Many issues rise to the surface when a relationship moves from dating to engagement. How do the two of you make choices? What are your life goals? What are your expectations about relationships with one another’s family and faith? How to do you work through disagreements?
All of these are very important questions, which oftentimes get overlooked amidst stressful wedding planning. We will work together with you to strengthen your communication, identify areas of growth and current success, and establish a vital foundation for your shared life ahead.
How are the sessions structured?
We work with couples in premarital counseling in a semi-structured format. There are specific topics that are especially useful for couples to cover and skills that we practice together, but we also allow space to work through the issues that are most important for you as a couple. Some folks like more structure, some prefer less. We are comfortable with both and will work with you both to find a structure that feels most useful to you.
The topics we cover include:
Emotional intimacy and connection
Typically, we will work together for eight sessions (2 months).

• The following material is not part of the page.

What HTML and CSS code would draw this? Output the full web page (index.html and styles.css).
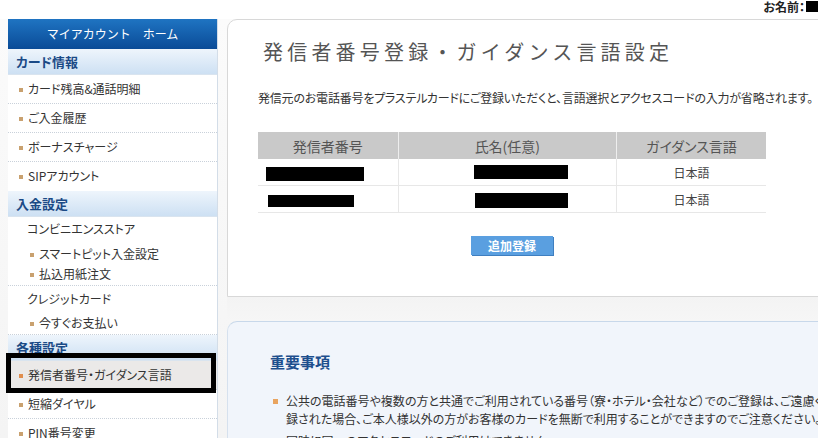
FILE: index.html
```html
<!DOCTYPE html>
<html lang="ja">
<head>
    <meta charset="UTF-8">
    <meta name="viewport" content="width=device-width, initial-scale=1.0">
    <title>発信者番号登録・ガイダンス言語設定</title>
    <link rel="stylesheet" href="styles.css">
</head>
<body>
    <div class="topbar">
        <span class="onamae">お名前：</span><span class="kuro nombre"></span>
    </div>
    <div class="pagina">
        <div class="menu">
            <a class="menu-home" href="#">マイアカウント　ホーム</a>
            <div class="menu-titulo">カード情報</div>
            <ul class="menu-lista">
                <li class="item">カード残高&amp;通話明細</li>
                <li class="item">ご入金履歴</li>
                <li class="item">ボーナスチャージ</li>
                <li class="item">SIPアカウント</li>
            </ul>
            <div class="menu-titulo">入金設定</div>
            <div class="grupo">
                <div class="grupo-nombre">コンビニエンスストア</div>
                <div class="sub">スマートピット入金設定</div>
                <div class="sub">払込用紙注文</div>
            </div>
            <div class="grupo">
                <div class="grupo-nombre">クレジットカード</div>
                <div class="sub">今すぐお支払い</div>
            </div>
            <div class="menu-titulo">各種設定</div>
            <ul class="menu-lista">
                <li class="item activo">発信者番号・ガイダンス言語</li>
                <li class="item">短縮ダイヤル</li>
                <li class="item">PIN番号変更</li>
            </ul>
        </div>

        <div class="contenido">
            <div class="tarjeta">
                <h1 class="titulo">発信者番号登録・ガイダンス言語設定</h1>
                <p class="descripcion">発信元のお電話番号をプラステルカードにご登録いただくと、言語選択とアクセスコードの入力が省略されます。</p>
                <table class="tabla">
                    <tr>
                        <th class="c1">発信者番号</th>
                        <th class="c2">氏名(任意)</th>
                        <th class="c3">ガイダンス言語</th>
                    </tr>
                    <tr>
                        <td class="izq"><span class="kuro k1"></span></td>
                        <td><span class="kuro k2"></span></td>
                        <td>日本語</td>
                    </tr>
                    <tr>
                        <td class="izq"><span class="kuro k3"></span></td>
                        <td><span class="kuro k4"></span></td>
                        <td>日本語</td>
                    </tr>
                </table>
                <div class="acciones">
                    <button class="boton">追加登録</button>
                </div>
            </div>
            <div class="separador"></div>
            <div class="aviso">
                <h2 class="aviso-titulo">重要事項</h2>
                <ul class="aviso-lista">
                    <li>公共の電話番号や複数の方と共通でご利用されている番号（寮・ホテル・会社など）でのご登録は、ご遠慮ください。<br>録された場合、ご本人様以外の方がお客様のカードを無断で利用することができますのでご注意ください。</li>
                    <li>同時に同一のアクセスコードのご利用はできません。</li>
                </ul>
            </div>
        </div>
    </div>
</body>
</html>
```

FILE: styles.css
```css
html, body {
    margin: 0;
    padding: 0;
    overflow: hidden;
}
body {
    font-family: "Noto Sans CJK JP", "Liberation Sans", sans-serif;
    font-size: 12px;
    color: #333;
    background-color: #f6f6f6;
    font-feature-settings: "palt";
    width: 818px;
    height: 438px;
}
ul {
    list-style: none;
    margin: 0;
    padding: 0;
}

/* barra de arriba */
.topbar {
    height: 19px;
    background-color: #fff;
    display: flex;
    justify-content: flex-end;
    align-items: flex-start;
}
.onamae {
    font-weight: bold;
    color: #222;
    line-height: 13px;
    margin-right: 1px;
}
.kuro {
    display: inline-block;
    background-color: #000;
}
.nombre {
    width: 12px;
    height: 11px;
    margin-top: 1px;
}

.pagina {
    display: flex;
    gap: 9px;
    padding-left: 8px;
    background: linear-gradient(#fbfbfb, #f2f2f2);
}

/* menu lateral */
.menu {
    width: 209px;
    flex-shrink: 0;
    background-color: #fff;
    border-right: 1px solid #d3dde8;
}
.menu-home {
    display: block;
    height: 30px;
    line-height: 30px;
    text-align: center;
    color: #fff;
    text-decoration: none;
    background: linear-gradient(#1f74c2, #0a4b97);
    font-feature-settings: normal;
}
.menu-titulo {
    height: 26px;
    line-height: 25px;
    padding-left: 8px;
    font-weight: bold;
    font-size: 13px;
    color: #1b4a86;
    background: linear-gradient(#eef5fc, #cde0f3);
    border-bottom: 1px solid #d9e4ef;
    box-sizing: border-box;
}
.item {
    position: relative;
    height: 29px;
    line-height: 28px;
    padding-left: 11px;
    border-bottom: 1px dotted #c9d1da;
    box-sizing: border-box;
}
.item::before,
.sub::before {
    content: "";
    display: inline-block;
    width: 4px;
    height: 4px;
    background-color: #c9a16f;
    margin-right: 5px;
    vertical-align: middle;
    position: relative;
    top: -1px;
}
.item:last-child {
    border-bottom: none;
}
.item.activo {
    background-color: #ebe9e8;
}
.item.activo::before {
    background-color: #e08d4d;
}
/* recuadro negro de la captura */
.item.activo::after {
    content: "";
    position: absolute;
    top: -8px;
    left: -2px;
    right: 1px;
    bottom: -4px;
    border: 5px solid #000;
}
.grupo {
    padding: 0 0 1px 19px;
    border-bottom: 1px dotted #c9d1da;
}
.grupo + .grupo {
    padding-top: 1px;
}
.grupo:last-of-type {
    border-bottom: none;
}
.grupo-nombre {
    line-height: 24px;
}
.sub {
    padding-left: 3px;
    line-height: 20px;
}
.grupo-nombre + .sub {
    margin-top: 3px;
}
.grupo + .grupo .grupo-nombre + .sub {
    margin-top: 2px;
}

/* contenido */
.contenido {
    width: 640px;
    flex-shrink: 0;
}
.tarjeta {
    background-color: #fff;
    border: 1px solid #d8d8d8;
    border-top-left-radius: 10px;
    padding: 20px 0 40px 30px;
    height: 278px;
    box-sizing: border-box;
}
.titulo {
    margin: 0 0 0 5px;
    font-size: 20px;
    font-weight: normal;
    letter-spacing: 4.2px;
    color: #555;
    line-height: 24px;
    font-feature-settings: normal;
}
.descripcion {
    margin: 26px 0 0;
    white-space: nowrap;
    line-height: 16px;
    letter-spacing: -0.2px;
}
.tabla {
    margin-top: 26px;
    border-collapse: collapse;
    width: 508px;
}
.tabla th {
    height: 27px;
    padding: 0;
    background-color: #c9c9c9;
    color: #555;
    font-size: 14px;
    font-weight: normal;
    border-left: 1px solid #eee;
}
.tabla th:first-child,
.tabla td:first-child {
    border-left: none;
}
.c1 { width: 140px; }
.c2 { width: 218px; }
.c3 { width: 150px; }
.tabla td {
    height: 26px;
    padding: 0;
    text-align: center;
    color: #444;
    border-bottom: 1px solid #e7e7e7;
    border-left: 1px solid #e7e7e7;
}
.tabla td.izq {
    text-align: left;
}
.k1 { width: 98px; height: 14px; margin-left: 8px; vertical-align: middle; }
.k2 { width: 94px; height: 14px; margin-left: 28px; position: relative; top: -2px; vertical-align: middle; }
.k3 { width: 86px; height: 12px; margin-left: 10px; vertical-align: middle; }
.k4 { width: 93px; height: 15px; margin-left: 28px; vertical-align: middle; }
.acciones {
    width: 508px;
    text-align: center;
    margin-top: 23px;
}
.boton {
    width: 82px;
    height: 19px;
    padding: 0;
    border: none;
    background-color: #5a9fe0;
    color: #fff;
    font-family: inherit;
    font-size: 12px;
    font-weight: bold;
    line-height: 19px;
    box-shadow: 1px 1px 0 #3f7fc0;
}

.separador {
    height: 24px;
    background: linear-gradient(#f3f3f3, #f6f6f6);
}
.aviso {
    background-color: #f1f5fb;
    border-top: 1px solid #c8d8ea;
    border-left: 1px solid #d6e1ee;
    border-top-left-radius: 10px;
    padding: 28px 0 0 42px;
    height: 200px;
}
.aviso-titulo {
    margin: 0;
    font-size: 15px;
    color: #1d4f8d;
    line-height: 24px;
}
.aviso-lista {
    margin-top: 18px;
    padding-left: 3px;
}
.aviso-lista li {
    position: relative;
    padding-left: 13px;
    line-height: 18px;
    white-space: nowrap;
    margin-bottom: 4px;
}
.aviso-lista li::before {
    content: "";
    position: absolute;
    left: 0;
    top: 7px;
    width: 5px;
    height: 5px;
    background-color: #e9a45f;
}
```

We take a dual-layered approach:
Skills. This portion of the work is practical and tangible. We work on skills of non-violent communication, problem-solving, connection building, and follow through. Often, these skills are applied directly to wedding planning, apartment or house hunting, and managing your soon to be in-laws.
We might spend a little time or a lot of time in this area, depending on your unique needs as a couple. This portion of our work together will involve making lists and plans, and often some homework to take with you into your week to practice before our next session.
Styles of relating. All our expert therapists are trained in Gottman Method of couples counseling, and through that system's data-driven approach, we will help you disentangle your old styles of relating from what is going in in your present partnership.
When toxic dynamics are at play, we get in too deep and lose our perspective and ability to notice them. We want to help you both get on the same page in recognizing how old dynamics might not be best serving you as a couple.
Once we establish the relationship patterns that are keeping you stuck, we will work together to understand why it is happening, and how to create new, more positive and productive methods of relating that is focused on generosity and understanding.
This is an especially useful tool to cultivate at the outset of your marriage, and one that you will return to for years to come. We want to help you establish positive patterns early!